Likewise, the pieties undergirding party organising – for I had joined a socialist-oriented political party – seemed designed to dress electoral ambitions and transparently self-promotional aims in (to my eyes, at any rate) an ill-fitting revolutionary garb; and more generally to normalise the idea of a mass politics stage-managed and guided by a minority of enlightened strategists. My consciousness of these contradictions in Ireland’s formal socialist movement, vying with (what remains) a genuine admiration for many of its members, germinated slowly, leaving me conflicted and sometimes depressed. Eventually, I came to doubt the value of my participation, and, rightly or wrongly, I stopped. But there was an immediacy and sense of necessity to the moment, while I was in it, and I often think back to the thrill of realising that the great tomorrow of radical political transformation had (and could only have) its beginning in us, me, ourselves, now.
Although not currently a political campaigner in any sustained sense, I nonetheless try to hold to this last recognition, in my work, my reading, my interactions with the people around me.

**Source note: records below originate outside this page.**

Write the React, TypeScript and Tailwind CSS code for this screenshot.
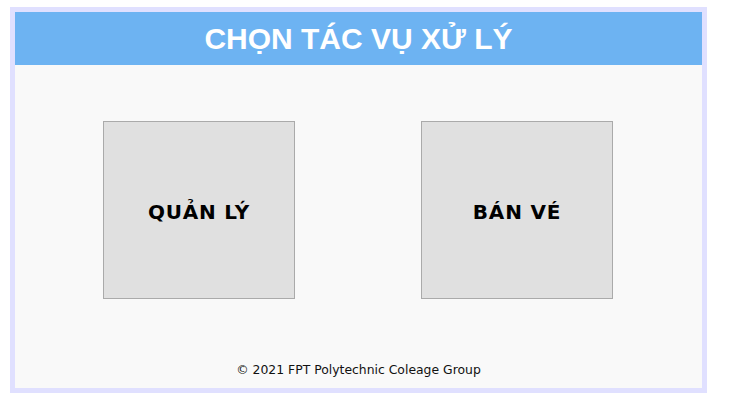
import React from "react";

const tasks = ["QUẢN LÝ", "BÁN VÉ"];

export default function App() {
  return (
    <div className="w-[730px] h-[420px] bg-white pt-[7px] pl-[10px]">
      <div className="w-[697px] h-[386px] border-[5px] border-[#e0e0ff] bg-[#f9f9f9] flex flex-col">
        {/* Header */}
        <div className="h-[53px] bg-[#6db3f2] flex items-center justify-center">
          <h1 className="text-white font-bold text-[30px] leading-none font-['Liberation_Sans',Arial,sans-serif]">
            CHỌN TÁC VỤ XỬ LÝ
          </h1>
        </div>

        {/* Task boxes */}
        <div className="flex gap-[126px] pt-[56px] pl-[88px]">
          {tasks.map((t) => (
            <button
              key={t}
              className="w-[192px] h-[178px] bg-[#e0e0e0] border border-[#aaaaaa] flex items-center justify-center pt-[3px] text-[20px] font-bold text-black tracking-[0.8px] font-['DejaVu_Sans',Verdana,sans-serif]"
            >
              {t}
            </button>
          ))}
        </div>

        {/* Footer */}
        <div className="mt-auto pb-[8px] text-center text-[12.4px] text-[#111] font-['DejaVu_Sans',Tahoma,sans-serif]">
          © 2021 FPT Polytechnic Coleage Group
        </div>
      </div>
    </div>
  );
}
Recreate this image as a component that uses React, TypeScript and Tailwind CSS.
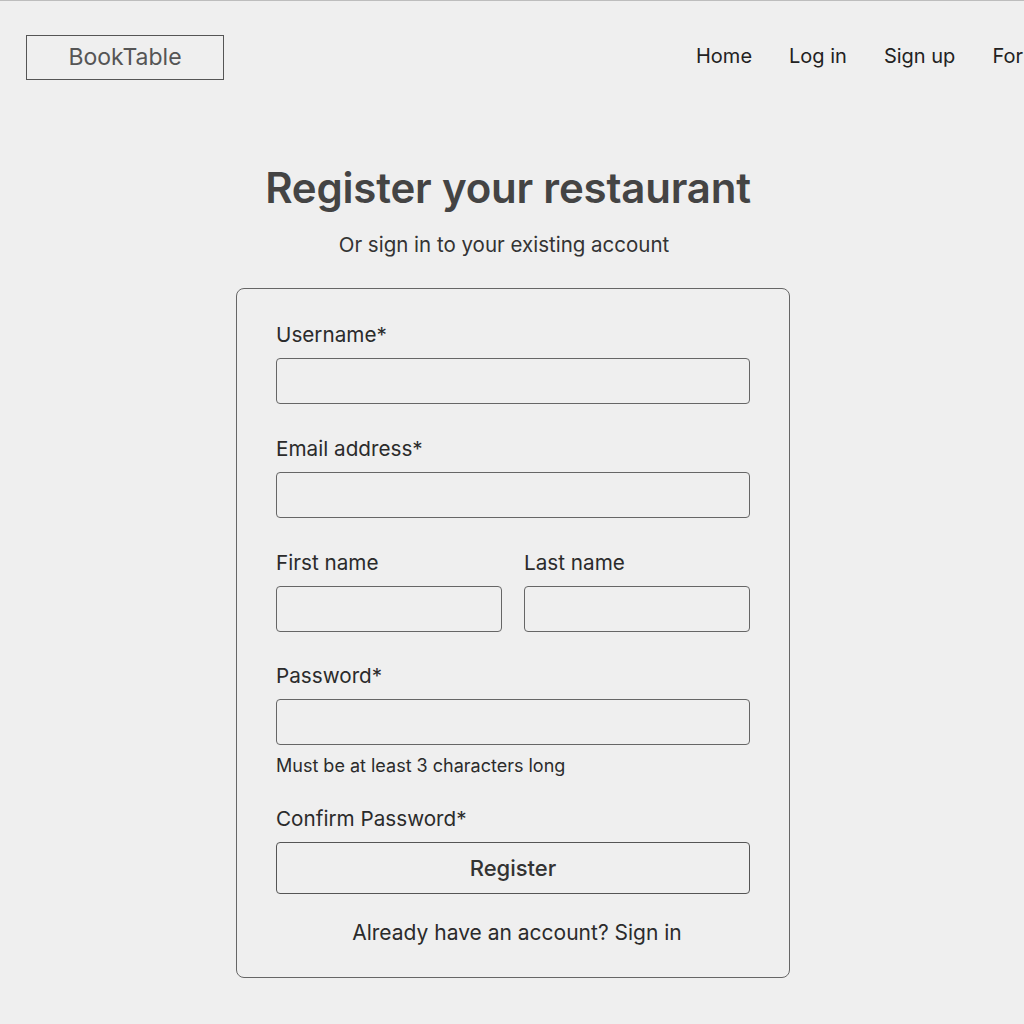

In an oblique way, too, I believe it relates to a small happening, a ripple of urgency, that occurred the last time I swam in view of the Seapoint Martello, before the 2020 lockdown had fully commenced. That day, I found myself thinking, out of the blue, of the painter Sean Scully, or more precisely of an essay by him that I had read some months before – mentally reaching for his words, as I pulled myself against the cold, slow current, but unable to catch them exactly. When I returned home, I searched through my scrawling notebooks for them, until the passage I had struggled to remember came clear. What he said, what I had needed to hear without knowing, was this:
Life isn’t a straight line. It’s always folding back on itself. This makes it deeper and stronger. Nothing gets left behind; everything is continually gathered up and remade in the folding rhythms of its song.
And so it is that Seapoint, for me, is also where the ghosts come back; where everything gone is stirring still, like a wave-borne, Alpine whisper, filling the morning skies with music.